AIM OF THE TASK ▸
Emit the exact text of every line from the line with "The picture is" to the line with "const roseLabels: Record<number, string>", both ends included. No other output is expected.
--------
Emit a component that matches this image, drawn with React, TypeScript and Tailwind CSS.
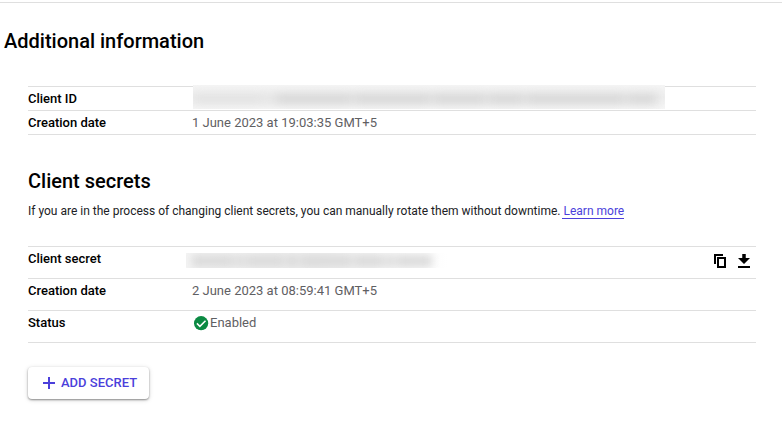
import type { ReactNode } from "react";

function Row({ label, tall, children }: { label: string; tall?: boolean; children: ReactNode }) {
  return (
    <div className={`flex border-b border-[#dfdfdf] text-[13px] leading-[23px] ${tall ? "h-8" : "h-6"}`}>
      <dt className="w-[164px] shrink-0 font-medium text-black">{label}</dt>
      <dd className="flex h-6 min-w-0 grow text-[#5f6063]">{children}</dd>
    </div>
  );
}

const idSmudges = [72, 8, 76, 78, 54, 36, 100, 30];
const secretSmudges = [42, 8, 38, 12, 52, 30, 8, 36];

function HiddenId() {
  return (
    <div className="relative z-10 -mt-0.5 ml-px flex h-6 w-[472px] items-center overflow-hidden bg-gradient-to-b from-[#f5f5f5] via-[#eeeeee] to-[#f6f6f6] pt-1">
      <div className="flex h-2.5 w-full gap-0.5 pr-2 blur-[5px]">
        {idSmudges.map((w, i) => (
          <span key={i} className={`h-full ${i < 2 ? "bg-[#e2e2e2]" : "bg-[#d6d6d6]"}`} style={{ width: w }} />
        ))}
      </div>
    </div>
  );
}

function HiddenSecret() {
  return (
    <div className="-ml-1.5 mt-1.5 flex h-[15px] w-[262px] items-center overflow-hidden bg-gradient-to-r from-[#f4f4f4] via-[#eeeeee] to-white">
      <div className="flex h-3 w-full gap-0.5 pl-1.5 blur-[4px]">
        {secretSmudges.map((w, i) => (
          <span key={i} className="h-full bg-[#dadada]" style={{ width: w }} />
        ))}
      </div>
    </div>
  );
}

export default function App() {
  return (
    <main className="h-[430px] w-full overflow-hidden bg-white pt-0.5 font-['Roboto','Liberation_Sans',sans-serif] text-black">
      <div className="border-t border-[#dfdfdf] pt-[26px]">
        <h2 className="pl-1 text-[20px] leading-6 font-medium">Additional information</h2>
      </div>
      <div className="pr-[26px] pl-7">
        <dl className="mt-[33px] border-t border-[#dfdfdf]">
          <Row label="Client ID"><HiddenId /></Row>
          <Row label="Creation date">1 June 2023 at 19:03:35 GMT+5</Row>
        </dl>
        <h2 className="mt-[34px] text-[20px] leading-6 font-medium">Client secrets</h2>
        <p className="mt-2.5 text-[12px] leading-4 whitespace-nowrap text-[#202124]">
          If you are in the process of changing client secrets, you can manually rotate them without downtime.{" "}
          <a className="-ml-px border-b border-[#4b3fdb] pl-px text-[#4b3fdb]">Learn more</a>
        </p>
        <dl className="mt-[27px] border-t border-[#dfdfdf]">
          <Row label="Client secret" tall>
            <HiddenSecret />
            <div className="mt-[7px] mr-1.5 ml-auto flex gap-3">
              <svg width="12" height="14" viewBox="0 0 12 14" aria-label="Copy">
                <path d="M0 0h9v2H2v8H0zM3 3h9v11H3zM5 5v7h5V5z" fill="#000" fillRule="evenodd" />
              </svg>
              <svg width="12" height="14" viewBox="0 0 12 14" aria-label="Download">
                <path d="M4.25 0h3.5v4H12L6 10 0 4h4.25zM0 12h12v2H0z" fill="#000" />
              </svg>
            </div>
          </Row>
          <Row label="Creation date" tall>2 June 2023 at 08:59:41 GMT+5</Row>
          <Row label="Status" tall>
            <svg className="mt-[5px] mr-px ml-0.5" width="15" height="15" viewBox="0 0 15 15" aria-hidden="true">
              <circle cx="7.1" cy="7.2" r="7.1" fill="#0b8a43" />
              <path d="m2.9 7.4 3 3 5.6-5.7" fill="none" stroke="#fff" strokeWidth="1.5" />
            </svg>
            Enabled
          </Row>
        </dl>
        <button className="mt-6 flex h-8 w-[121px] items-center rounded bg-white pl-[15px] text-[13px] font-medium text-[#4b3fdb] shadow-[0_1px_2px_rgba(0,0,0,0.4),0_1px_5px_rgba(0,0,0,0.15)]">
          <svg className="mr-1.5" width="12" height="12" viewBox="0 0 12 12" aria-hidden="true">
            <path d="M5 0h2v5h5v2H7v5H5V7H0V5h5z" fill="#4b3fdb" />
          </svg>
          ADD SECRET
        </button>
      </div>
    </main>
  );
}
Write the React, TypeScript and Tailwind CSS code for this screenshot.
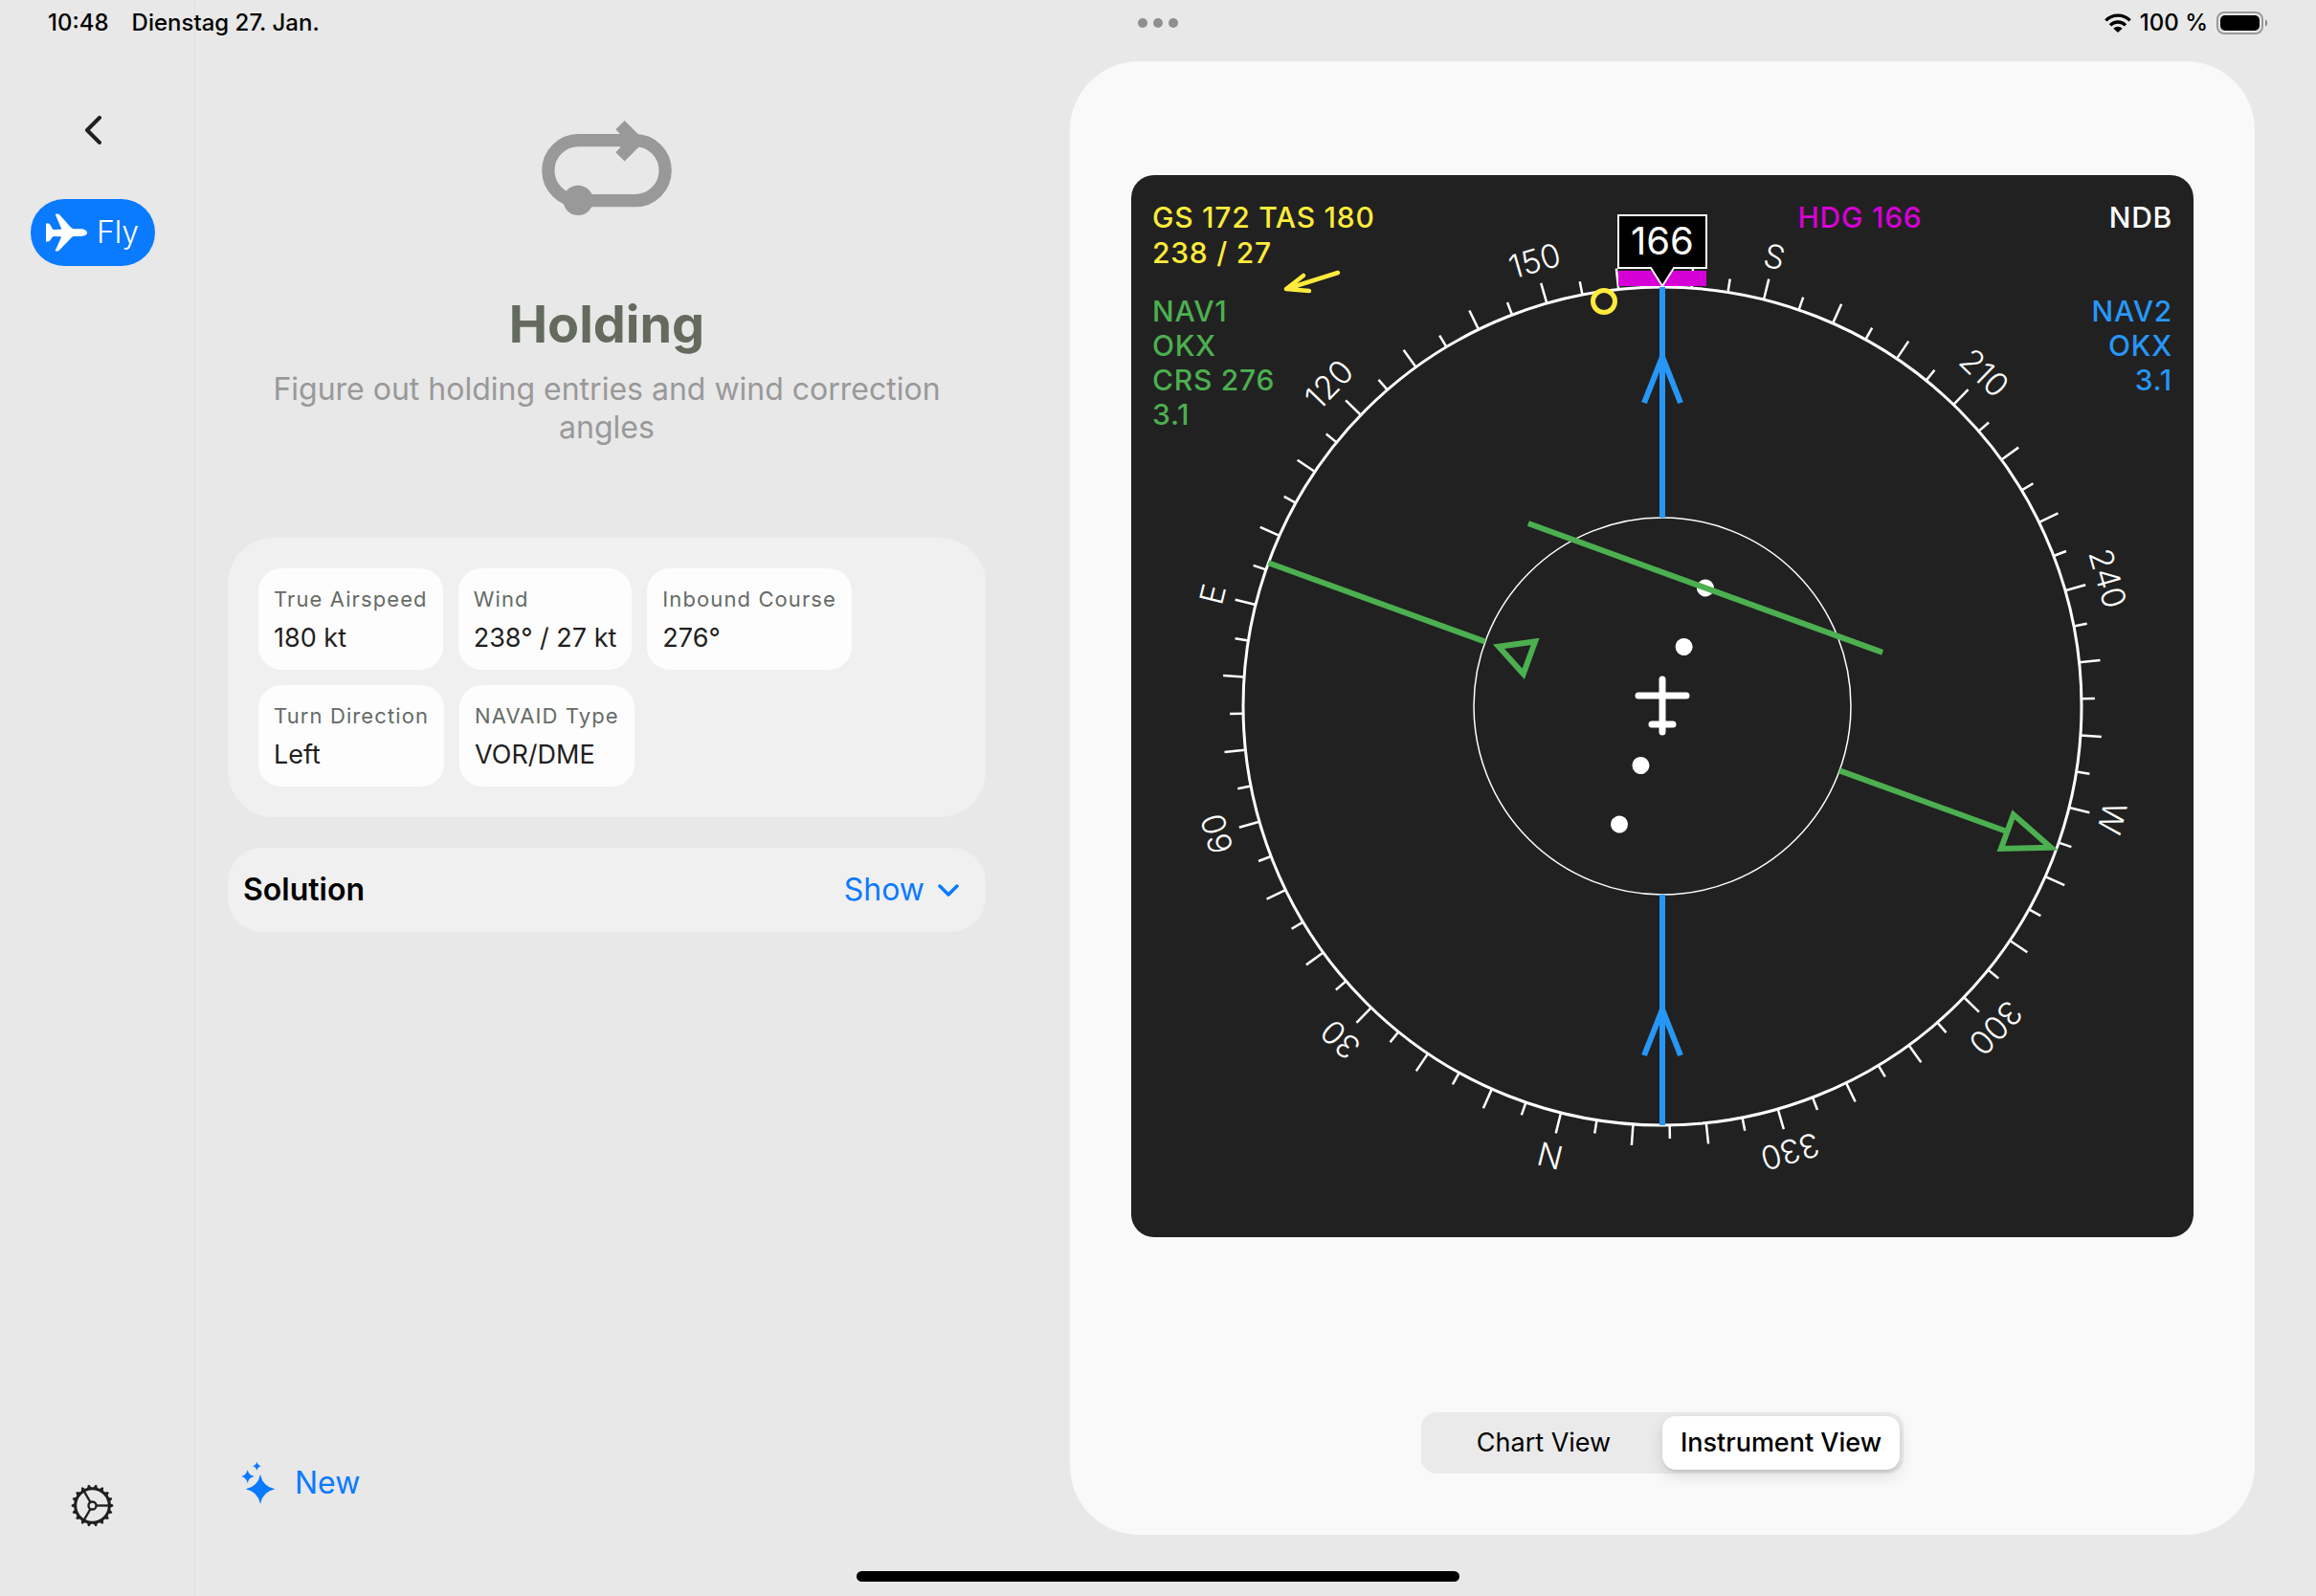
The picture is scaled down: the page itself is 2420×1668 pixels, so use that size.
import { useState } from "react";
import { clsx } from "clsx";

const parameters = [
  { label: "True Airspeed", value: "180 kt" },
  { label: "Wind", value: "238° / 27 kt" },
  { label: "Inbound Course", value: "276°" },
  { label: "Turn Direction", value: "Left" },
  { label: "NAVAID Type", value: "VOR/DME" },
];

const views = ["Chart View", "Instrument View"];

// Instrument geometry, in viewBox units
const C = 555;
const OUTER_R = 438;
const INNER_R = 197;
const HEADING = 166;
const COURSE = 276;

const roseLabels: Record<number, string> = { 0: "N", 90: "E", 180: "S", 270: "W" };

function StatusBar() {
  return (
    <header className="absolute inset-x-0 top-0 flex h-12 items-center justify-between px-[50px] text-2xl font-medium text-black">
      <div className="flex flex-1 gap-6">
        <span>10:48</span>
        <span>Dienstag 27. Jan.</span>
      </div>
      <div className="flex gap-[6px]">
        <span className="size-[10px] rounded-full bg-[#8f8f8f]" />
        <span className="size-[10px] rounded-full bg-[#8f8f8f]" />
        <span className="size-[10px] rounded-full bg-[#8f8f8f]" />
      </div>
      <div className="flex flex-1 items-center justify-end gap-[9px]">
        <svg className="h-5 w-7" viewBox="0 0 84 60" fill="none" stroke="#000" strokeWidth="10">
          <path d="M4 22a54 54 0 0 1 76 0" />
          <path d="M18 37a34 34 0 0 1 48 0" />
          <path d="M42 60 28 47a20 20 0 0 1 28 0z" fill="#000" stroke="none" />
        </svg>
        <span>100 %</span>
        <svg className="h-6 w-[54px]" viewBox="0 0 54 24" fill="none">
          <rect x="1" y="1" width="47" height="22" rx="7" stroke="#9a9a9a" strokeWidth="2" />
          <rect x="4" y="4" width="41" height="16" rx="5" fill="#000" />
          <path d="M51 8.500c3 1 3 6 0 7z" fill="#8a8a8a" />
        </svg>
      </div>
    </header>
  );
}

function PlaneIcon() {
  return (
    <svg className="h-10 w-[43px]" viewBox="147 668 130 120" fill="currentColor">
      <path d="M277 729c0 6-8 11-20 11h-20c-5 0-8 2-10 5l-37 38q-3 4-8 4h-3q-3 0-2-3l18-40q1-3-2-3l-20-1q-4 0-6 3l-7 10q-2 4-6 4h-7v-58h7q4 0 6 4l7 12q2 4 6 4l20-1q4 0 2-4l-17-40q-2-5 2-5h3q5 0 8 4l33 37q6 7 14 7h19c12 0 20 6 20 12z" />
    </svg>
  );
}

function GearIcon() {
  const teeth = Array.from({ length: 18 }, (_, i) => i * 20);
  return (
    <svg className="size-[45px]" viewBox="-67 -67 134 134" fill="none" stroke="currentColor">
      <circle r="53" strokeWidth="9" />
      <circle r="12" strokeWidth="7" />
      {[0, 120, 240].map((a) => (
        <path key={a} d="M13 0H52" strokeWidth="7" transform={`rotate(${a})`} />
      ))}
      {teeth.map((a) => (
        <path key={a} d="M55-7 64-3q3 3 0 6L55 7z" fill="currentColor" stroke="none" transform={`rotate(${a})`} />
      ))}
    </svg>
  );
}

function star(x: number, y: number, r: number) {
  const k = r * 0.17;
  return `M${x} ${y - r}Q${x + k} ${y - k} ${x + r} ${y}Q${x + k} ${y + k} ${x} ${y + r}Q${x - k} ${y + k} ${x - r} ${y}Q${x - k} ${y - k} ${x} ${y - r}z`;
}

function SparklesIcon() {
  return (
    <svg className="h-11 w-9" viewBox="755 141 108 132" fill="currentColor">
      <path d={star(815, 226, 46)} />
      <path d={star(775, 186, 21)} />
      <path d={star(804, 154, 14)} />
    </svg>
  );
}

function HoldingIcon() {
  return (
    <svg className="h-[99px] w-[136px] text-[#999999]" viewBox="138 78 408 298">
      <rect x="158" y="140" width="368" height="190" rx="95" fill="none" stroke="currentColor" strokeWidth="40" />
      <circle cx="252" cy="329" r="47" fill="currentColor" />
      <path d="M398 78l64 64-64 64-28-28 14-14v-44l-14-14z" fill="currentColor" />
    </svg>
  );
}

function Sidebar() {
  return (
    <nav className="flex w-[204px] shrink-0 flex-col items-center border-r border-[#dedede] pb-[72px] pr-[10px] pt-[114px] text-[#1f1f1f]">
      <button type="button" aria-label="Back" className="flex size-11 items-center justify-center">
        <svg className="h-[30px] w-[18px]" viewBox="0 0 18 30" fill="none" stroke="currentColor" strokeWidth="4" strokeLinecap="round" strokeLinejoin="round">
          <path d="M16 2 3 15l13 13" />
        </svg>
      </button>
      <button
        type="button"
        className="mt-[50px] flex h-[70px] w-[130px] items-center justify-center gap-[10px] rounded-full bg-[#0a7aff] text-[32px] font-light text-white"
      >
        <PlaneIcon />
        Fly
      </button>
      <button type="button" aria-label="Settings" className="mt-auto">
        <GearIcon />
      </button>
    </nav>
  );
}

function HoldingPanel() {
  const [open, setOpen] = useState(false);

  return (
    <section className="flex flex-col pb-24 pt-[126px]">
      <div className="flex flex-col items-center text-center">
        <HoldingIcon />
        <h1 className="mt-20 text-[54px] font-bold leading-[68px] text-[#646a5e]">Holding</h1>
        <p className="mt-[14px] text-[32px] font-normal leading-10 text-[#999999]">
          Figure out holding entries and wind correction angles
        </p>
      </div>

      <dl className="mt-[95px] flex flex-wrap gap-4 rounded-[48px] bg-[#f0f0f0] p-8">
        {parameters.map((p) => (
          <div key={p.label} className="flex flex-col gap-[6px] rounded-3xl bg-[#fdfdfd] px-4 pb-[14px] pt-4">
            <dt className="text-[22px] leading-8 tracking-wider text-[#666b66]">{p.label}</dt>
            <dd className="text-[27px] leading-[38px] text-[#1f1f1f]">{p.value}</dd>
          </div>
        ))}
      </dl>

      <div className="mt-8 flex h-[88px] items-center justify-between rounded-[36px] bg-[#f0f0f0] pl-4 pr-7">
        <h2 className="text-[32px] font-semibold text-black">Solution</h2>
        <button
          type="button"
          aria-expanded={open}
          onClick={() => setOpen(!open)}
          className="flex items-center gap-[14px] text-[32px] text-[#0a7aff]"
        >
          Show
          <svg className="h-[13px] w-[22px]" viewBox="0 0 22 13" fill="none" stroke="currentColor" strokeWidth="3.500" strokeLinecap="round" strokeLinejoin="round">
            <path d="M2 2l9 9 9-9" />
          </svg>
        </button>
      </div>

      <button type="button" className="mt-auto flex items-center gap-5 self-start pl-[14px] text-[32px] leading-[44px] text-[#0a7aff]">
        <SparklesIcon />
        New
      </button>
    </section>
  );
}

function CompassRose() {
  const ticks = Array.from({ length: 72 }, (_, i) => i * 5);
  return (
    <g>
      <circle cx={C} cy={C} r={OUTER_R} fill="none" stroke="#fff" strokeWidth="3" />
      <circle cx={C} cy={C} r={INNER_R} fill="none" stroke="#fff" strokeWidth="1.500" />
      {ticks.map((deg) => (
        <g key={deg} transform={`rotate(${deg - HEADING} ${C} ${C})`}>
          <path d={`M${C} ${C - OUTER_R}v${deg % 10 === 0 ? -22 : -14}`} stroke="#fff" strokeWidth="2.500" />
          {deg % 30 === 0 && (
            <text x={C} y={C - 472} textAnchor="middle" fontSize="34" fontWeight="300" fill="#fff">
              {roseLabels[deg] ?? deg}
            </text>
          )}
        </g>
      ))}
    </g>
  );
}

function BearingNeedle() {
  return (
    <g fill="none" stroke="#2797f7" strokeWidth="6">
      <path d="M555 117V358M555 752V993" />
      <path d="M536 238 555 190 574 238M536 920 555 872 574 920" />
    </g>
  );
}

function CourseNeedle() {
  return (
    <g transform={`translate(${C} ${C}) rotate(${COURSE - HEADING})`}>
      {[-131.5, -66, 66, 131.5].map((x) => (
        <circle key={x} cx={x} cy="0" r="9" fill="#fff" />
      ))}
      <g fill="none" stroke="#4caf50" strokeWidth="6">
        <path d="M0 -197V-383M0 197V438" />
        <path d="M0 -432 19 -383.500H-19z" />
        <path d="M0 182 18 148H-18z" />
        <path d="M-131.500 -197V197" />
      </g>
    </g>
  );
}

function Instrument() {
  return (
    <div className="relative w-full overflow-hidden rounded-3xl bg-[#212121]">
      <svg className="block w-full" viewBox="0 0 1110 1110" role="img" aria-label="Heading indicator">
        <CompassRose />
        <CourseNeedle />
        <path d="M530 544H580M544 574H566M555 527V582" stroke="#fff" strokeWidth="7" strokeLinecap="round" />

        {/* heading bug */}
        <path d="M509 100H601V116H509z" fill="#d500d5" />
        <path d="M509 42H601V97H567L555 116 543 97H509z" fill="#000" stroke="#fff" strokeWidth="2" />
        <text x={C} y="83" textAnchor="middle" fontSize="40" fill="#fff">
          {HEADING}
        </text>
        <BearingNeedle />

        {/* track and wind */}
        <circle cx="494" cy="132" r="11.500" fill="none" stroke="#ffeb3b" strokeWidth="5" />
        <path d="M216 102 162 119M180 105 162 119 186 121" fill="none" stroke="#ffeb3b" strokeWidth="4.500" strokeLinecap="round" strokeLinejoin="round" />
      </svg>

      <div className="absolute inset-x-0 top-0 flex justify-between px-[22px] pt-[26px] text-[30px] font-medium leading-[37px] tracking-wide">
        <div>
          <p className="text-[#ffeb3b]">GS 172 TAS 180</p>
          <p className="text-[#ffeb3b]">238 / 27</p>
          <div className="mt-6 leading-9 text-[#4caf50]">
            <p>NAV1</p>
            <p>OKX</p>
            <p>CRS 276</p>
            <p>3.1</p>
          </div>
        </div>
        <p className="ml-auto mr-[177px] text-[#d500d5]">HDG 166</p>
        <div className="text-right">
          <p className="text-white">NDB</p>
          <div className="mt-[61px] leading-9 text-[#2797f7]">
            <p>NAV2</p>
            <p>OKX</p>
            <p>3.1</p>
          </div>
        </div>
      </div>
    </div>
  );
}

function ViewSwitch() {
  const [view, setView] = useState("Instrument View");
  return (
    <div className="grid h-16 w-[504px] grid-cols-2 rounded-2xl bg-[#eaeaea] p-1 text-[27px] text-black">
      {views.map((v) => (
        <button
          key={v}
          type="button"
          aria-pressed={view === v}
          onClick={() => setView(v)}
          className={clsx(
            "rounded-[14px]",
            view === v && "bg-white font-medium shadow-[0_6px_16px_rgba(0,0,0,0.12),0_2px_2px_rgba(0,0,0,0.08)]"
          )}
        >
          {v}
        </button>
      ))}
    </div>
  );
}

export default function App() {
  return (
    <div className="relative flex min-h-screen bg-[#e8e8e8] font-['Inter',sans-serif]">
      <Sidebar />
      <main className="grid flex-1 grid-cols-[792fr_1238fr] gap-[88px] pl-[34px] pr-16">
        <HoldingPanel />
        <section className="my-16 flex flex-col items-center gap-16 rounded-[72px] bg-[#f9f9f9] px-16 pb-16">
          <div className="flex w-full flex-1 items-center">
            <Instrument />
          </div>
          <ViewSwitch />
        </section>
      </main>
      <StatusBar />
      <div className="absolute bottom-[15px] left-1/2 h-[11px] w-[630px] -translate-x-1/2 rounded-full bg-black" />
    </div>
  );
}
--------
ANSWER TO THIS EXERCISE ▸
The picture is scaled down: the page itself is 2420×1668 pixels, so use that size.
import { useState } from "react";
import { clsx } from "clsx";

const parameters = [
  { label: "True Airspeed", value: "180 kt" },
  { label: "Wind", value: "238° / 27 kt" },
  { label: "Inbound Course", value: "276°" },
  { label: "Turn Direction", value: "Left" },
  { label: "NAVAID Type", value: "VOR/DME" },
];

const views = ["Chart View", "Instrument View"];

// Instrument geometry, in viewBox units
const C = 555;
const OUTER_R = 438;
const INNER_R = 197;
const HEADING = 166;
const COURSE = 276;

const roseLabels: Record<number, string> = { 0: "N", 90: "E", 180: "S", 270: "W" };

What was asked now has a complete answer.